What is MNIST?
The MNIST database, an extension of the NIST database, is a low-complexity data collection of handwritten digits used to train and test various supervised machine learning algorithms. The database contains 70,000 28x28 black and white images representing the digits zero through nine. The data is split into two subsets, with 60,000 images belonging to the training set and 10,000 images belonging to the testing set. The separation of images ensures that given what an adequately trained model has learned previously, it can accurately classify relevant images not previously examined.

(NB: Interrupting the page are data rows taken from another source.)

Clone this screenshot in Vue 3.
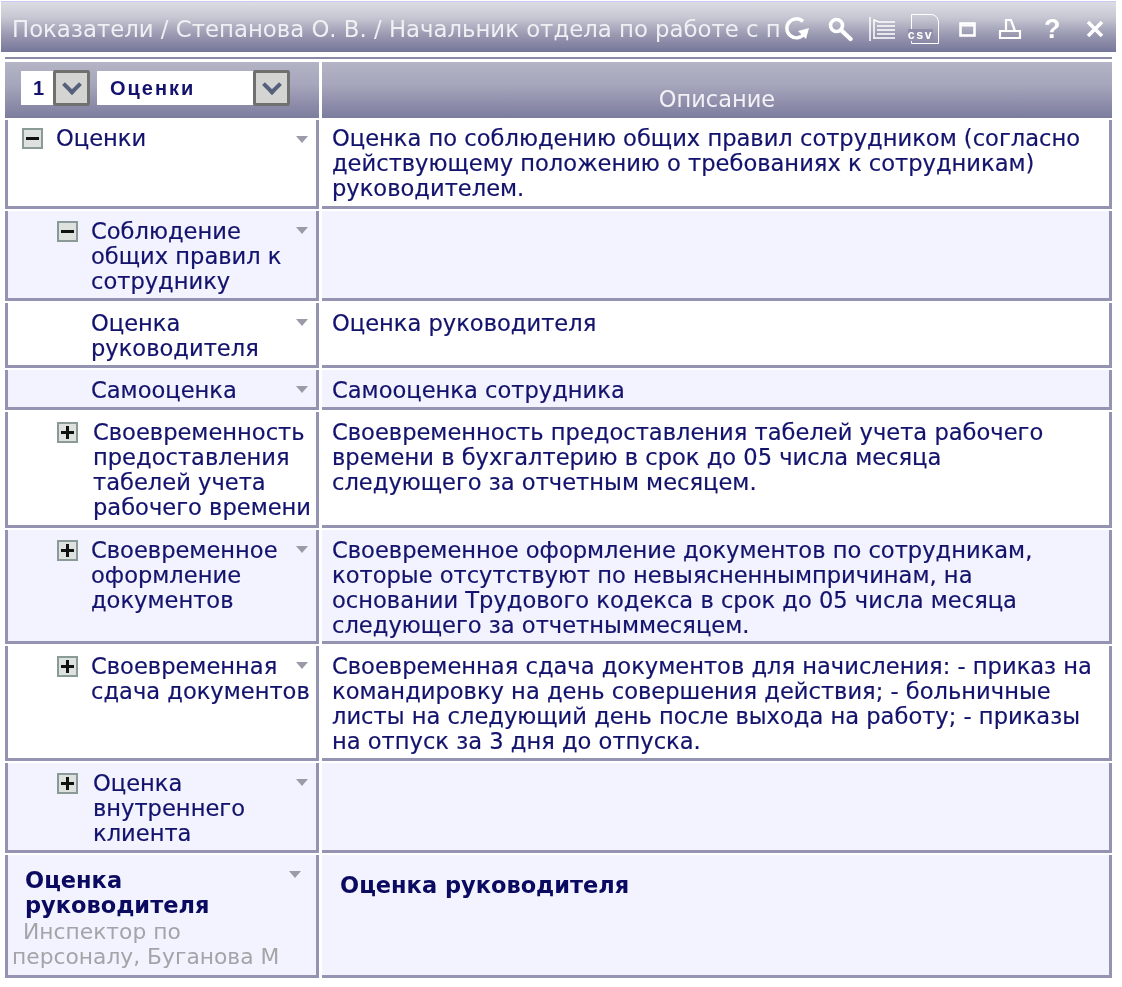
<script setup>
const rows = [
  { h: 89, indent: 0, icon: "minus", first: true, name: ["Оценки"], desc: ["Оценка по соблюдению общих правил сотрудником (согласно", "действующему положению о требованиях к сотрудникам)", "руководителем."] },
  { h: 90, indent: 35, icon: "minus", alt: true, name: ["Соблюдение", "общих правил к", "сотруднику"], desc: [] },
  { h: 65, indent: 35, name: ["Оценка", "руководителя"], desc: ["Оценка руководителя"] },
  { h: 40, indent: 35, alt: true, name: ["Самооценка"], desc: ["Самооценка сотрудника"] },
  { h: 116, indent: 35, icon: "plus", wide: true, name: ["Своевременность", "предоставления", "табелей учета", "рабочего времени"], desc: ["Своевременность предоставления табелей учета рабочего", "времени в бухгалтерию в срок до 05 числа месяца", "следующего за отчетным месяцем."], noArrow: true },
  { h: 114, indent: 35, icon: "plus", alt: true, name: ["Своевременное", "оформление", "документов"], desc: ["Своевременное оформление документов по сотрудникам,", "которые отсутствуют по невыясненнымпричинам, на", "основании Трудового кодекса в срок до 05 числа месяца", "следующего за отчетныммесяцем."] },
  { h: 115, indent: 35, icon: "plus", name: ["Своевременная", "сдача документов"], desc: ["Своевременная сдача документов для начисления: - приказ на", "командировку на день совершения действия; - больничные", "листы на следующий день после выхода на работу; - приказы", "на отпуск за 3 дня до отпуска."] },
  { h: 90, indent: 35, icon: "plus", alt: true, wide: true, name: ["Оценка", "внутреннего", "клиента"], desc: [] },
];
</script>

<template>
  <div class="window">
    <div class="titlebar">
      <span class="title">Показатели / Степанова О. В. / Начальник отдела по работе с п</span>
      <div class="tools">
        <div class="tool">
          <svg width="26" height="26" viewBox="0 0 26 26" fill="none" stroke="#fff" stroke-width="3.4">
            <path d="M19 5.5A9.5 9.5 0 1 0 20 18" />
            <path d="M14 15l11-3-3 11z" fill="#fff" stroke="none" />
          </svg>
        </div>
        <div class="tool">
          <svg width="26" height="26" viewBox="0 0 26 26" fill="none" stroke="#fff" stroke-width="3.6">
            <circle cx="9.5" cy="9.5" r="6" />
            <path d="M14 14l9.5 9" stroke-linecap="round" stroke-width="4.4" />
          </svg>
        </div>
        <div class="tool">
          <svg width="28" height="26" viewBox="0 0 28 26" fill="none" stroke="#fff" stroke-width="1.5">
            <path d="M2 1v24M6 3v20M6 4l5 2h16M9 10h18M9 14h18M9 18h18M6 22h21" />
          </svg>
        </div>
        <div class="tool">
          <div class="csv-icon"><span>csv</span></div>
        </div>
        <div class="tool">
          <svg width="17" height="15" viewBox="0 0 17 15" fill="none" stroke="#fff">
            <rect x="1.5" y="1.5" width="14" height="12" stroke-width="2.6" />
            <path d="M1 3.5h15" stroke-width="2" />
          </svg>
        </div>
        <div class="tool">
          <svg width="24" height="24" viewBox="0 0 24 24" fill="none" stroke="#fff" stroke-width="2.2">
            <path d="M8 14V3h5l4 11M2 14h20v7H2zM5 14h14" />
          </svg>
        </div>
        <div class="tool"><span class="help">?</span></div>
        <div class="tool">
          <svg width="18" height="18" viewBox="0 0 18 18" stroke="#fff" stroke-width="3.6">
            <path d="M2 2l14 14M16 2L2 16" />
          </svg>
        </div>
      </div>
    </div>

    <div class="grid">
      <div class="head head-left">
        <div class="combo combo-num">
          <span>1</span>
          <i class="drop"><b /></i>
        </div>
        <div class="combo combo-name">
          <span>Оценки</span>
          <i class="drop"><b /></i>
        </div>
      </div>
      <div class="head head-right">Описание</div>

      <template v-for="(row, i) in rows" :key="i">
        <div
          class="cell name-cell"
          :class="{ alt: row.alt, first: row.first, wide: row.wide }"
          :style="{ height: row.h + 'px', paddingLeft: row.indent + 14 + 'px' }"
        >
          <span v-if="row.icon" class="tree-btn"><em v-if="row.icon === 'plus'" /></span>
          <span v-else class="tree-gap" />
          <div class="lines">
            <div v-for="line in row.name" :key="line">{{ line }}</div>
          </div>
          <span v-if="!row.noArrow" class="arrow" />
        </div>
        <div class="cell desc-cell" :class="{ alt: row.alt, first: row.first }" :style="{ height: row.h + 'px' }">
          <div v-for="line in row.desc" :key="line">{{ line }}</div>
        </div>
      </template>

      <div class="cell name-cell alt footer-name">
        <div class="footer-title">Оценка<br />руководителя</div>
        <div class="footer-sub"><span class="sub-first">Инспектор по</span><br />персоналу, Буганова М</div>
        <span class="arrow footer-arrow" />
      </div>
      <div class="cell desc-cell alt footer-desc">Оценка руководителя</div>
    </div>
  </div>
</template>

<style scoped>
.window {
  width: 1122px;
  height: 987px;
  background: #fff;
  font-family: "DejaVu Sans", Verdana, sans-serif;
  color: #13136e;
  overflow: hidden;
  filter: blur(0.6px);
}

.titlebar {
  display: flex;
  align-items: center;
  height: 51px;
  width: 1115px;
  margin-left: 1px;
  margin-top: 1px;
  border-top: 1px solid #c8c8f0;
  background: linear-gradient(#dcdce4, #c8c8d4 30%, #9a9ab2 65%, #76769a);
  box-sizing: border-box;
  padding: 4px 0 0 11px;
}

.title {
  flex: none;
  width: 770px;
  white-space: nowrap;
  font-size: 22.8px;
  color: #f0f0f4;
}

.tools {
  display: flex;
  align-items: center;
  margin-left: -6px;
}

.tool {
  display: flex;
  align-items: center;
  justify-content: center;
  width: 42.5px;
}

.csv-icon {
  width: 28px;
  height: 30px;
  border: 1.5px solid #fff;
  border-top-right-radius: 8px;
  box-sizing: border-box;
  position: relative;
  color: #fff;
  font-size: 12.5px;
  font-weight: bold;
  font-family: "Liberation Sans", Arial, sans-serif;
}

.csv-icon span {
  position: absolute;
  left: -4px;
  bottom: 2px;
  background: #8e8eaa;
  line-height: 12px;
  letter-spacing: 1.5px;
}

.help {
  font-size: 27px;
  font-weight: bold;
  color: #fff;
  font-family: "Liberation Sans", Arial, sans-serif;
}

.grid {
  display: grid;
  grid-template-columns: 314px 790px;
  column-gap: 3px;
  row-gap: 2px;
  margin: 5px 0 0 5px;
  padding-top: 3px;
  border-top: 2px solid #8a8aa6;
  width: 1107px;
}

.head {
  height: 56px;
  background: linear-gradient(#b4b4c6, #a6a6bc 40%, #7c7c9e);
  box-sizing: border-box;
}

.head-left {
  display: flex;
  align-items: center;
  padding: 0 0 4px 16px;
}

.head-right {
  padding-top: 24px;
  text-align: center;
  color: #f2f2f6;
  font-size: 22.5px;
}

.combo {
  display: flex;
  align-items: center;
  height: 34px;
  background: #fff;
  font-size: 20px;
  font-weight: bold;
  letter-spacing: 2px;
  font-family: "Liberation Sans", Arial, sans-serif;
}

.combo span {
  flex: 1;
}

.combo-num {
  width: 69px;
  padding-left: 12px;
  box-sizing: border-box;
}

.combo-name {
  width: 193px;
  margin-left: 7px;
  padding-left: 13px;
  box-sizing: border-box;
}

.drop {
  display: flex;
  align-items: center;
  justify-content: center;
  flex: none;
  width: 37px;
  height: 36px;
  box-sizing: border-box;
  border: 3px solid #70706e;
  border-radius: 2px;
  background: #d4d4d2;
}

.drop b {
  display: block;
  width: 10px;
  height: 10px;
  margin-top: -6px;
  border-right: 4px solid #55607c;
  border-bottom: 4px solid #55607c;
  transform: rotate(45deg);
}

.cell {
  box-sizing: border-box;
  border-right: 3px solid #9494b2;
  border-bottom: 3px solid #9494b2;
  font-size: 22.6px;
  line-height: 25px;
  background: #fff;
  overflow: hidden;
  -webkit-text-stroke: 0.2px;
}

.cell.alt {
  background: #f3f3ff;
}

.grid > .cell:nth-child(odd) {
  border-left: 3px solid #9494b2;
}

.name-cell {
  position: relative;
  display: flex;
  align-items: flex-start;
  padding-top: 8px;
  white-space: nowrap;
}

.name-cell.first,
.desc-cell.first {
  padding-top: 6px;
}

.tree-btn {
  position: relative;
  flex: none;
  width: 21px;
  height: 21px;
  margin-top: 2px;
  margin-right: 13px;
  border: 2px solid #8a9a96;
  box-sizing: border-box;
  background: #dde2df;
}

.wide .tree-btn {
  margin-right: 15px;
}

.tree-btn::before {
  content: "";
  position: absolute;
  left: 2px;
  right: 2px;
  top: 6.5px;
  height: 3px;
  background: #111;
}

.tree-btn em {
  position: absolute;
  top: 2px;
  bottom: 2px;
  left: 6.5px;
  width: 3px;
  background: #111;
}

.tree-gap {
  flex: none;
  width: 34px;
}

.arrow {
  position: absolute;
  right: 8px;
  top: 16px;
  border-left: 6px solid transparent;
  border-right: 6px solid transparent;
  border-top: 7px solid #9a9aa8;
}

.desc-cell {
  padding: 8px 0 0 10px;
  white-space: nowrap;
}

.footer-name {
  display: block;
  height: 123px;
  padding: 13px 0 0 4px;
}

.footer-title {
  padding-left: 13px;
  font-weight: bold;
  font-size: 22.5px;
  color: #0a0a60;
  -webkit-text-stroke: 0;
}

.footer-sub {
  margin-top: 1px;
  font-size: 21.8px;
  color: #a4a4a8;
  -webkit-text-stroke: 0;
}

.sub-first {
  padding-left: 11px;
}

.footer-arrow {
  right: 15px;
  top: 16px;
}

.footer-desc {
  height: 123px;
  padding: 18px 0 0 18px;
  font-weight: bold;
  font-size: 22.5px;
  color: #0a0a60;
  -webkit-text-stroke: 0;
}
</style>
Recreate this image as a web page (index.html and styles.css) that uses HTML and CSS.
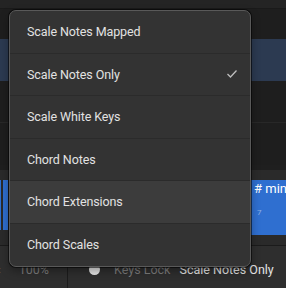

As it can be seen from the image above, the handwritten digits consist of varying styles and complexities. For example, in the first column, there are three 3s with distinct defining characteristics. These digits further differ from the 3s that exist in column five. The variety in the dataset gives robustness to an appropriately trained model, which is evident through the accuracy on the testing data (up to 99.65%) when fed through such model.
Purpose of Database and its Applications
In simple terms, MNIST can be thought of as the “Hello, World!” of machine learning. MNIST is primarily used to experiment with different machine learning algorithms and to compare their relative strengths. Yann LeCun, one of the three researchers behind the creation of MNIST, has devoted a portion of his research to using MNIST to experiment with cutting edge algorithms, which can be seen on his personal website yann.lecun.com. Many researchers, hobbyists, and students alike continue to use MNIST alongside their algorithmic implementations and other popular datasets as a way to solidify their understanding of the fundamental concepts in machine learning and to compare their new algorithms against existing cutting edge research.